Ignoring bass frequencies is a critical mistake. Many beginners focus entirely on mid and high-frequency absorption while ignoring bass, the most problematic frequency range in small rooms. Always include bass trapping in your treatment plan.

Expecting treatment to soundproof is a misunderstanding. Acoustic treatment controls sound within a room. Soundproofing prevents sound transmission through walls. These are completely different goals requiring different approaches. Foam panels won't stop your neighbours hearing your recordings.

Testing and Fine-Tuning Your Treatment

After installing treatment, verify its effectiveness. Record test material in various positions before and after treatment. Compare the recordings, listening for reduced echo, tighter bass, and clearer mid-range.

Room measurement software like REW provides detailed acoustic analysis.

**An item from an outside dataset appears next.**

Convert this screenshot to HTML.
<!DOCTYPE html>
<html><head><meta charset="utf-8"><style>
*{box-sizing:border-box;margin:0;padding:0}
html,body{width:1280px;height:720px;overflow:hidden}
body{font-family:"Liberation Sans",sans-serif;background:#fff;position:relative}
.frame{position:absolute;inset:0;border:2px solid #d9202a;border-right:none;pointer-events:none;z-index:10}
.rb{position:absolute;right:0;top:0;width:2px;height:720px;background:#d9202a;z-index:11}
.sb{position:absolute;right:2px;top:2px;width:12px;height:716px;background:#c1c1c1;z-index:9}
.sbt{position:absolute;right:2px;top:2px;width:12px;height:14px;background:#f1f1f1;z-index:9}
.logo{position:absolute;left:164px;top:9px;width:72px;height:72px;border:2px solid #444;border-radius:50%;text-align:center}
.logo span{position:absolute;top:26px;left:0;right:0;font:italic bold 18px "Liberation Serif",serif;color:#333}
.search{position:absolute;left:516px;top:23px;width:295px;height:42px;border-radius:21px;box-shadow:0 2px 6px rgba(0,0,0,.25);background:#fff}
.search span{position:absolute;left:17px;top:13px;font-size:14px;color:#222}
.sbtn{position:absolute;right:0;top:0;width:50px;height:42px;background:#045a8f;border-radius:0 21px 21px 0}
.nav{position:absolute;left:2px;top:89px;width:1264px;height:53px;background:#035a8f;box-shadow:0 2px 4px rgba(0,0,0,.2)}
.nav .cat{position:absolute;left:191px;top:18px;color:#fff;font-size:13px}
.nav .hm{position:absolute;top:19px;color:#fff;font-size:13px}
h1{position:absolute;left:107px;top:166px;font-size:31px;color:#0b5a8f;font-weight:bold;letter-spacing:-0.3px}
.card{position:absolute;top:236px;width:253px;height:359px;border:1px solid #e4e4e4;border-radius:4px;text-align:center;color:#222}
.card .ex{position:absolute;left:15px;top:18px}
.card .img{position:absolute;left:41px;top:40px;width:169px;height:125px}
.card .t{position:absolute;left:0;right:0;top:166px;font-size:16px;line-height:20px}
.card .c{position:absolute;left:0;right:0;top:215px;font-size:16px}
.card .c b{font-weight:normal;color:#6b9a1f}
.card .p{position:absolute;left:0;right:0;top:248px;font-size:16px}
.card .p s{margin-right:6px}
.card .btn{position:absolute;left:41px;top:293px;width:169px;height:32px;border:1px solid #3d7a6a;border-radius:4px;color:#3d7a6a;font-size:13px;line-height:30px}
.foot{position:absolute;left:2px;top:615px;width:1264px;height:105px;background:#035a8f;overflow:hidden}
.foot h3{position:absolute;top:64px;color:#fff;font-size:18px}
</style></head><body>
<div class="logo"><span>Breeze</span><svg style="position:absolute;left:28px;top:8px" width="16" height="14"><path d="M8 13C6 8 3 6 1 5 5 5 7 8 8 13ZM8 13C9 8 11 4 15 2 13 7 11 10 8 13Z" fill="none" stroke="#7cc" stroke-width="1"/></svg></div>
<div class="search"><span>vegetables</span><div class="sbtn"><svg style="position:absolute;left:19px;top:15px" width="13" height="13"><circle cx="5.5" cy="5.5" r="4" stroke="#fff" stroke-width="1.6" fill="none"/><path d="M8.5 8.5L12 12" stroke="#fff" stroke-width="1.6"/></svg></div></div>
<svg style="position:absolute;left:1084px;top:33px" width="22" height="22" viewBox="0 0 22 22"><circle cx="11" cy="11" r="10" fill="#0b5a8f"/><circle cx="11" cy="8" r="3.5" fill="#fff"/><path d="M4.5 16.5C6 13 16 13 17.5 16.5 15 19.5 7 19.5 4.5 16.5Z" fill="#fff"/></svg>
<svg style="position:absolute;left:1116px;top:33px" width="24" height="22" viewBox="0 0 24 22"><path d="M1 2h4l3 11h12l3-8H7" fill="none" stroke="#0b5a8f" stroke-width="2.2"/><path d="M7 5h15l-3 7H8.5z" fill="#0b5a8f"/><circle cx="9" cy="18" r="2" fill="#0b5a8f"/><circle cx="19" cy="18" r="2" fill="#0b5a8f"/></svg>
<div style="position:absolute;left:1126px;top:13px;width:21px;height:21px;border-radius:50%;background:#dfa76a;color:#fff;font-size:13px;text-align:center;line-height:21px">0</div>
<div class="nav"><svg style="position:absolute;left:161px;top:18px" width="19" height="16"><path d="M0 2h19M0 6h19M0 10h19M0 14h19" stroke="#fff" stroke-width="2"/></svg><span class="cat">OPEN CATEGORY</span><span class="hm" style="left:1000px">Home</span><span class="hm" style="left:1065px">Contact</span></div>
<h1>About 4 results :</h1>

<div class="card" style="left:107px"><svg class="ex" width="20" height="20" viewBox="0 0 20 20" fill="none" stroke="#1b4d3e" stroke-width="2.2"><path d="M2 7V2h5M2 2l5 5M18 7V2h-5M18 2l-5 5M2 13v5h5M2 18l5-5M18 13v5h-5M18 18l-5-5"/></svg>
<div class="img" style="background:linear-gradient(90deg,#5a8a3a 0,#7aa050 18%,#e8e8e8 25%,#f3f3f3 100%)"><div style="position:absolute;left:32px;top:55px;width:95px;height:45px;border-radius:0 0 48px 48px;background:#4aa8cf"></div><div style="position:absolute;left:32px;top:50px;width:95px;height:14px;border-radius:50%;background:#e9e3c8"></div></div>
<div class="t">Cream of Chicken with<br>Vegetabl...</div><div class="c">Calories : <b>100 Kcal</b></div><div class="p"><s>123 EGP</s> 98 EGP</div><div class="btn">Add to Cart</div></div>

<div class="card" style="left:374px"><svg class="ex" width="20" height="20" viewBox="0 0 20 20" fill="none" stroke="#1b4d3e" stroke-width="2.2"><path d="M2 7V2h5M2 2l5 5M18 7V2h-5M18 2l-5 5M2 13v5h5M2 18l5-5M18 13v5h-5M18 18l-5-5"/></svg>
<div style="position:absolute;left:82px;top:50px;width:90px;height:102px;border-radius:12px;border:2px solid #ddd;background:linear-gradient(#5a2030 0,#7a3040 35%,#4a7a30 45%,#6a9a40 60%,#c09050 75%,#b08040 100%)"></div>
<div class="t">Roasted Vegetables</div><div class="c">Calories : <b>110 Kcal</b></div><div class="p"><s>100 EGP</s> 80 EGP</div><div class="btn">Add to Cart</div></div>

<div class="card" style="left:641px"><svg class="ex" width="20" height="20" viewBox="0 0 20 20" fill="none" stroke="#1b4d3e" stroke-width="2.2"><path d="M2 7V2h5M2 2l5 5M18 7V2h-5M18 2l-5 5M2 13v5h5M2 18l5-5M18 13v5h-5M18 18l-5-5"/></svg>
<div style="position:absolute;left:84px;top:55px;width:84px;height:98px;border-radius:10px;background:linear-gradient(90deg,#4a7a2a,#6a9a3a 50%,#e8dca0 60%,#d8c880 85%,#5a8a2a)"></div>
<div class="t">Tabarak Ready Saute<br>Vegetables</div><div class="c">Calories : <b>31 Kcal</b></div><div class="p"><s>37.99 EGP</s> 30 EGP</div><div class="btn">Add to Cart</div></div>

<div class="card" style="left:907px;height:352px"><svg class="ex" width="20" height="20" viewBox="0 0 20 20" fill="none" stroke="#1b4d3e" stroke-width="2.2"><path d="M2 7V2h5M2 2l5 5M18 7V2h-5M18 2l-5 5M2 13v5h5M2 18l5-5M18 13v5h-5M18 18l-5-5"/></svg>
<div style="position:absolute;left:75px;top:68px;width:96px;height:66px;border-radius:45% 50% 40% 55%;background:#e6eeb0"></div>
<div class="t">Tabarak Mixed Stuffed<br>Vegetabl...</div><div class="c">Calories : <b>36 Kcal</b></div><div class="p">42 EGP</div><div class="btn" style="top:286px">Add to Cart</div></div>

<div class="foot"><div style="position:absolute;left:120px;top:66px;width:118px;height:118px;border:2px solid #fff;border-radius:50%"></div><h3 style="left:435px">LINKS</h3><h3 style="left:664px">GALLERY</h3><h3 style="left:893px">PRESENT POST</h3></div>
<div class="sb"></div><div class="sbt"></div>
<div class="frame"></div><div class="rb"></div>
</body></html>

These tools generate frequency response graphs, showing which frequencies are boosted or cut in your room. While not essential for basic treatment, measurement software helps fine-tune advanced setups.

Trust your ears. If recordings sound clear and natural, your treatment is working regardless of what measurement software indicates. The goal is producing great-sounding content, not achieving perfect measurements.

Conclusion

Acoustic treatment transforms recording quality more dramatically than any equipment upgrade. A modest investment in absorption panels and bass traps yields professional-sounding recordings that equipment alone cannot achieve.

Start simple. Treat first reflection points and add corner bass traps. Assess the improvement, then expand treatment as needed. Many creators find that strategic placement of just six to eight panels delivers 80% of the benefit at a fraction of the cost of complete room treatment.

Your ears will thank you, and so will your listeners. Clean, well-recorded audio sounds professional and keeps audiences engaged. Combined with quality equipment and proper technique, acoustic treatment completes the foundation for exceptional content creation.